Making your own noodles sounds daunting but, as with pasta, there are varying levels of complexity. Handpulled noodles are an artform, while others are extruded via special machines. But noodles cut with a knife are easily achievable at home. And when it comes to udon – the famously thick and chewy noodles of Japan – homemade will knock shop-bought into a cocked hat.

As udon are made with just flour, salt and water, technique is key. You need to knead and rest them over a period of 24 hours to develop the gluten and give them their characteristic springy texture. The good news? Udon are traditionally kneaded with your feet, which is great fun (don’t worry, the dough is in a bag!).

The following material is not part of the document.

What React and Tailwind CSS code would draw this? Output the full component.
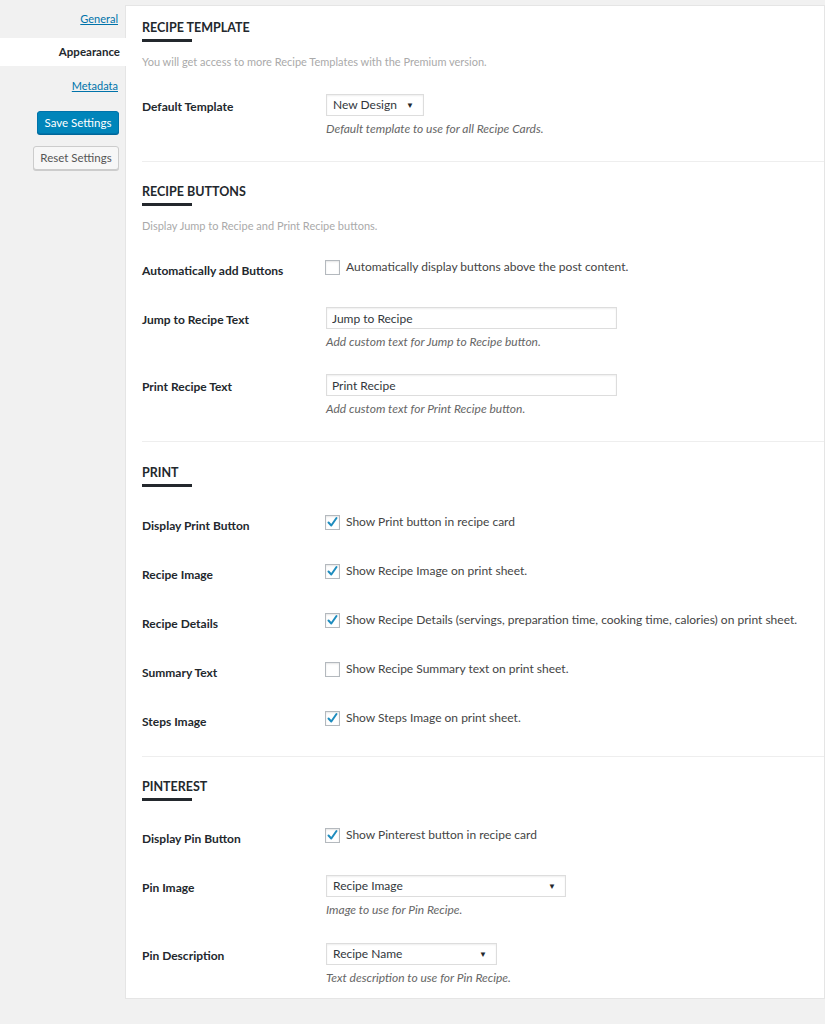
const Heading = ({ title }) => (
  <div>
    <h2 className="pt-[2px] text-[12.5px] font-bold leading-[18px] text-[#23282d]">{title}</h2>
    <div className="mt-[2px] h-[3px] w-[50px] bg-[#23282d]" />
  </div>
);

const Label = ({ children }) => (
  <div className="w-[184px] shrink-0 pt-[4px] text-[12px] font-bold leading-[18px] text-[#23282d]">{children}</div>
);

const Desc = ({ children }) => (
  <p className="mt-1 text-[12px] italic leading-[18px] text-[#666]">{children}</p>
);

const Select = ({ value, width }) => (
  <div
    className="flex h-[22px] items-center justify-between border border-[#ddd] bg-white pl-[6px] pr-[9px] text-[12px] text-[#32373c] shadow-[inset_0_1px_2px_rgba(0,0,0,0.07)]"
    style={{ width }}
  >
    <span>{value}</span>
    <span className="text-[8px] text-[#23282d]">▼</span>
  </div>
);

const TextInput = ({ value }) => (
  <input
    readOnly
    defaultValue={value}
    className="block h-[22px] w-[291px] border border-[#ddd] bg-white px-[5px] text-[12px] text-[#32373c] shadow-[inset_0_1px_2px_rgba(0,0,0,0.07)] outline-none"
  />
);

const Checkbox = ({ checked }) => (
  <span className="-ml-px flex h-[15px] w-[15px] shrink-0 items-center justify-center border border-[#b4b9be] bg-white shadow-[inset_0_1px_2px_rgba(0,0,0,0.1)]">
    {checked && (
      <svg width="13" height="13" viewBox="0 0 13 13">
        <path d="M2.5 6.5 L5.3 9.5 L10.5 2" fill="none" stroke="#1e8cbe" strokeWidth="2" strokeLinecap="round" strokeLinejoin="round" />
      </svg>
    )}
  </span>
);

const CheckRow = ({ label, text, checked, className = "h-[49px]" }) => (
  <div className={`flex ${className}`}>
    <Label>{label}</Label>
    <div className="flex h-[18px] items-center gap-[6px] whitespace-nowrap text-[12px] text-[#444]">
      <Checkbox checked={checked} />
      <span>{text}</span>
    </div>
  </div>
);

const FieldRow = ({ label, children, desc, className = "h-[67px]" }) => (
  <div className={`flex ${className}`}>
    <Label>{label}</Label>
    <div>
      {children}
      <Desc>{desc}</Desc>
    </div>
  </div>
);

const Divider = () => <div className="border-t border-[#eee]" />;

const SectionDesc = ({ children }) => (
  <p className="mt-[11px] text-[11px] leading-[18px] text-[#aaa]">{children}</p>
);

export default function App() {
  return (
    <div className="flex min-h-screen bg-[#f1f1f1] font-['Lato',sans-serif]">
      {/* Sidebar tabs */}
      <aside className="w-[125px] shrink-0 pt-[10px] text-right text-[11px]">
        <a className="block pr-[7px] leading-[18px] text-[#0073aa] underline">General</a>
        <div className="relative z-10 mt-[10px] -mr-px flex h-[28px] items-center justify-end bg-white pr-[6px] text-[11.5px] font-bold text-[#23282d]">
          Appearance
        </div>
        <a className="mt-[11px] block pr-[7px] leading-[18px] text-[#0073aa] underline">Metadata</a>
        <div className="mt-[16px] flex justify-end pr-[6px]">
          <button className="h-[23px] w-[82px] rounded-[3px] border border-[#0073aa] bg-[#0085ba] text-[11.5px] text-white shadow-[0_1px_0_#006799]">
            Save Settings
          </button>
        </div>
        <div className="mt-[12px] flex justify-end pr-[6px]">
          <button className="h-[24px] w-[86px] rounded-[3px] border border-[#ccc] bg-[#f7f7f7] text-[11.5px] text-[#555] shadow-[0_1px_0_#ccc]">
            Reset Settings
          </button>
        </div>
      </aside>

      {/* Settings panel */}
      <main className="mt-[5px] mb-auto flex-1 border border-[#e5e5e5] bg-white pb-[11px] pl-4 pt-[11px]">
        <section>
          <Heading title="RECIPE TEMPLATE" />
          <SectionDesc>You will get access to more Recipe Templates with the Premium version.</SectionDesc>
          <div className="mt-[23px]">
            <FieldRow label="Default Template" desc="Default template to use for all Recipe Cards.">
              <Select value="New Design" width={98} />
            </FieldRow>
          </div>
        </section>

        <Divider />
        <section className="pt-[19px]">
          <Heading title="RECIPE BUTTONS" />
          <SectionDesc>Display Jump to Recipe and Print Recipe buttons.</SectionDesc>
          <div className="mt-[23px]">
            <CheckRow label="Automatically add Buttons" text="Automatically display buttons above the post content." checked={false} />
            <FieldRow label="Jump to Recipe Text" desc="Add custom text for Jump to Recipe button.">
              <TextInput value="Jump to Recipe" />
            </FieldRow>
            <FieldRow label="Print Recipe Text" desc="Add custom text for Print Recipe button.">
              <TextInput value="Print Recipe" />
            </FieldRow>
          </div>
        </section>

        <Divider />
        <section className="pt-[20px]">
          <Heading title="PRINT" />
          <div className="mt-[26px]">
            <CheckRow label="Display Print Button" text="Show Print button in recipe card" checked />
            <CheckRow label="Recipe Image" text="Show Recipe Image on print sheet." checked />
            <CheckRow label="Recipe Details" text="Show Recipe Details (servings, preparation time, cooking time, calories) on print sheet." checked />
            <CheckRow label="Summary Text" text="Show Recipe Summary text on print sheet." checked={false} />
            <CheckRow label="Steps Image" text="Show Steps Image on print sheet." checked className="h-[47px]" />
          </div>
        </section>

        <Divider />
        <section className="pt-[19px]">
          <Heading title="PINTEREST" />
          <div className="mt-[25px]">
            <CheckRow label="Display Pin Button" text="Show Pinterest button in recipe card" checked />
            <FieldRow label="Pin Image" desc="Image to use for Pin Recipe." className="h-[68px]">
              <Select value="Recipe Image" width={240} />
            </FieldRow>
            <FieldRow label="Pin Description" desc="Text description to use for Pin Recipe." className="">
              <Select value="Recipe Name" width={171} />
            </FieldRow>
          </div>
        </section>
      </main>
    </div>
  );
}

Udon dough is so firm, the easiest way to knead it is to step on it!

Kneading udon


Meet your udon teacher

Masaki Sugisaki, executive chef at Dinings SW3 in London’s Chelsea, is more familiar with udon than most – so who better to learn from? “Homemade udon are bouncier, tastier and far superior to shop-bought,” says Masaki. “Because they’re cut rather than pulled or extruded, they’re a fantastic noodle to prepare from scratch.”

Masaki Sugisaki


Masaki’s tips for making great udon 

  • The amount of water you need depends on how warm it is. I tend to aim for a ratio of 45% in winter (which is what this recipe calls for), but stick to 43% in summer. So if it’s dry and warm, add around 10ml less.
  • Ideally you should use soft water for your udon dough. Hard water can mean your noodles become soggy on the outside before they’re fully cooked. If you live in a hard water area, use a soft bottled still water from the supermarket such as Tesco Ashbeck, Volvic or Waitrose Essential.
  • A lot of salt goes into udon dough – it tightens up the gluten network to help give the noodles their bouncy texture – but most of it is drawn out into the water during cooking, so they won’t taste oversalted.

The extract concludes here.